A História nos acuda, ao revelar os tantos momentos de infelicidade superados pela vontade e força do ser humano. Religiosos ou não, crentes a Deus ou não, pouco importa neste momento. O fato é que vamos superar esta pandemia, e trabalhar muito. Com efeito, nos parece o melhor caminho.

A indústria do Carnaval deve ser mais entendida, pela população, para que não paire dúvidas sobre sua disponibilidade. Está pronta, em cada comunidade, desenvolvida na cabeça inventiva do brasileiro; são empregos, qualificação, capacitação, trabalho e renda, respaldados pelos 90 anos de nascimento da Escola de Samba.

Há no seio da sociedade, algumas pessoas ainda renitentes, quanto a presença do Carnaval, sobretudo as empresas Escolas de Samba. Não se deve influenciar-se pelos ditames e interesses escusos de pessoas como o negacionista ex-prefeito Crivella, que decidiu em meio ao seu mandato, preterir as Escolas de Samba. Não gostar de Samba, não faz de você um mal sujeito – na música, valeu a licença poética. Sem dúvida, há de se respeitar o seu gosto musical e cultural, entretanto, ao se referir a inegável indústria Escola de Samba, as pessoas que não as aceitam, devem raciocinar sobre a posição econômica que possui a estrutura de uma Escola de Samba.

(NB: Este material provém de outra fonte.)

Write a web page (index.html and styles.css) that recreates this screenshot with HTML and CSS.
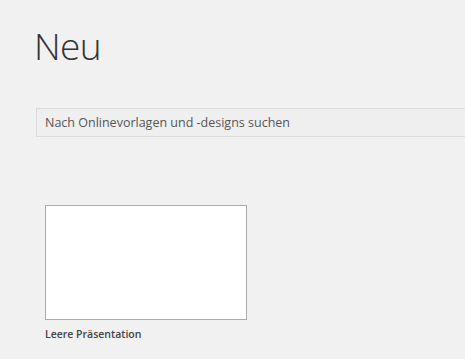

Concluo que a intenção desse humilde artigo é trazer à luz as Escolas de Samba de todo estado do Rio de Janeiro. Não há um número exato, no entanto, mais de 176 agremiações, que merecem total apoio da sociedade, investimento dos governos, atenção das mídias, parcerias com a iniciativa privada e carinho de cada um de nós, que defende e tenta guardar nossa cultura, acima de tudo, a economia criativa do Carnaval, envolvida em todos os momentos. Muito mais do que isso, devem ser entendidas como mais uma fonte de possibilidades para a futura recuperação da economia das cidades do Rio de Janeiro. Há de se proteger essa empresa, é nosso patrimônio, é rentável, autossustentável, atrai receitas para as cidades e nos faz feliz.

Sérgio Almeida Firmino – Assessor Especial de Economia Criativa do Carnaval da SECEC – Secretaria de Estado de Cultura e Economia Criativa de Janeiro. Diretor Conselheiro do Instituto Cultural Cravo Albin. Conselheiro Estadual para a Política de Integração da Pessoa Portadora de Deficiência. Conselheiro do CEIPARM- Comitê Estadual Intersetorial de Políticas de Atenção aos Refugiados e Migrantes. Presidente da FICCCERJ – Federação da Indústria Criativa Cultural do Carnaval do Estado do Rio de Janeiro.
Graduando em História pela Universidade Veiga de Almeida

Referências bibliográficas:
Artigo: “A Virulência de um Capitalismo Comórbido”, José Rubens Damas Garlipp.
Artigo: “Carnaval Também é Desenvolvimento Econômico”, publicado no site Carnavalesco, por Chicão Bulhões – Secretário Municipal de Desenvolvimento Econômico, Inovação e Simplificação do Rio – e o economista Marcel Balassiano – Subsecretário Municipal de Desenvolvimento Econômico e Inovação.
DaMatta, Roberto: “Carnavais, Malandros e Heróis-Para uma Sociologia do Domínio Brasileiro”. Niterói – 1978 – Rocco Digital

Agradecimentos:
Agradeço ao economista Marcel Grillo Balassiano – Subsecretário Municipal de Desenvolvimento Econômico e Inovação do Rio, pelas nossas excelentes conversas, entrevistas e discussões sobre o Carnaval no viés do desenvolvimento econômico.
Agradeço a Secretária Danielle Barros, da SECEC – Secretaria de Estado de Cultura e Economia Criativa, pelo apoio incondicional ao Carnaval do estado do Rio de Janeiro.